Le jazz s’est banalisé.
La poésie s’est
dépoétisée.
L’on se repaît de
post-colonialité.
Qu’est-ce que le
moderne ?
Fondamentalement
une ouverture ouverte au monde. Evidemment cela ne veut rien dire mais cela
tend à dire que nous sommes bombardés par des instants du monde et que ces
instants déclenchent des ruptures innovantes, des formes insolites et des
esthétiques radicales.
Le
moderne, à première vue est barbare comme un impossible. Le moderne exige la
spontanéité et aspire à l’intemporalité. Le moderne est brutal.
Ce
disant, je pense à la jeunesse, au hip-hop, au ragga, au tag, au slam, à tout
l’urbain, à tout ce qui bouscule les normes, la bien-pensance, à tout ce qui
nous précipite dans le vertige sans l’amortisseur des conventions consolantes.
Alors
oui Damas est moderne. Je veux dire actuel dans ce monde colonisé par l’argent,
divisé par les puissances, aliéné par les mirages de la consommation. Monde
insurgé contre l’état actuel du monde où s’énoncent des protestations
indignées.
Vous
l’aurez compris, je veux dire dans ce monde où ce qu’il y a de plus damassien
dans Damas survit encore et toujours dans les ruptures esthétiques et les
révoltes inconsolées.
Nous
avions connu Blaise Cendrars, nous connaissons aujourd’hui Basquiat et nous
pressentons l’irruption d’un art total qui condense le jaillissement
« primitif » aux entassements des musées et des institutions
revisités. Notre espace-temps accéléré par les nouvelles technologies prône un
dépassement, une reformulation du sens où s’inscrivent le présent et le futur.

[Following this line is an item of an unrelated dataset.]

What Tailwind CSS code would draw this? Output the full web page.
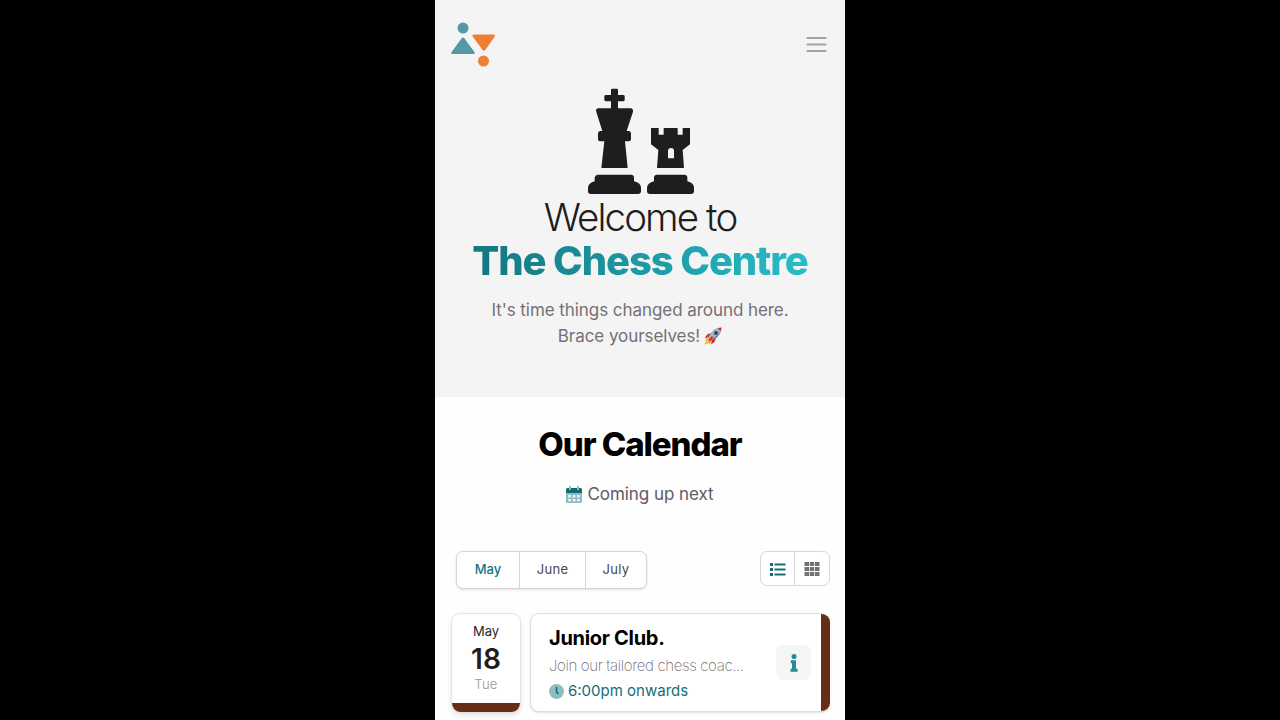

Point d’humanisme mais la béance de l’humain ouverte sur l’angoisse. L’art
chargé de codes multiples, croisés venus d’une globalisation qui est désormais
notre lot.
Les
colonialismes à dénoncer et à vaincre, les religions à désacraliser, l’amour à
vivifier, Damas réclame de nous toujours la mise en œuvre d’un chantier
d’aujourd’hui, d’une poétique de l’humain débarrassée des préjugés et des
certitudes fascistes de toutes les déshumanisations. « au matin de notre erreur ». Foin
des étouffements, des empêchements, des limitations de l’homme ! Il y a en
Damas une enfance qui se berce d’un rêve, de l’amour et de la postulation
régressive d’une totalité.
« mon
lit d’enthousiasme » ; « un besoin d’évasion » ;
« sans complexité » ; « le rêve du dormeur
éveillé » ; « mon cœur rêve de beau ciel pavoisé de
bleu » ; Ici et là comme au dos d’une carte postale les formules
magiques d’une autre réalité dont on n’ait pas honte. Petits signaux de fumée.
Je
dis enfance comme j’aurais pu dire « innocence », comme j’aurais pu
dire « liberté » du corps, de l’esprit, du rêve, de l’amour. Car ce
que dénonce, regrette, combat Damas c’est l’absence d’une liberté d’être qui
empêche de savourer la vie. Et pour porter cette liberté repêchée dans le clair
de lune, la nuit, les souvenirs de la Guyane, l’exil, il fallait une énergie
motrice : celle du poème égrenant les mots-rythmes, celle d’une musique
concassée, ressassée. Retour sur soi. Spirale déroulée d’une conscience attisée
par son ressentiment et sa propre catharsis. Ce « vent qui chante des
trésors enfouis », c’est Damas lui-même ! Un Damas qui n’aura pas que
chanté mais qui aura, toute nostalgie bue, tout pigment remâché, modernisé
l’esthétique du refus. Tel est son héritage. Un héritage de militant dont le
premier héritier est Frantz Fanon. Un héritage anti-colonialiste.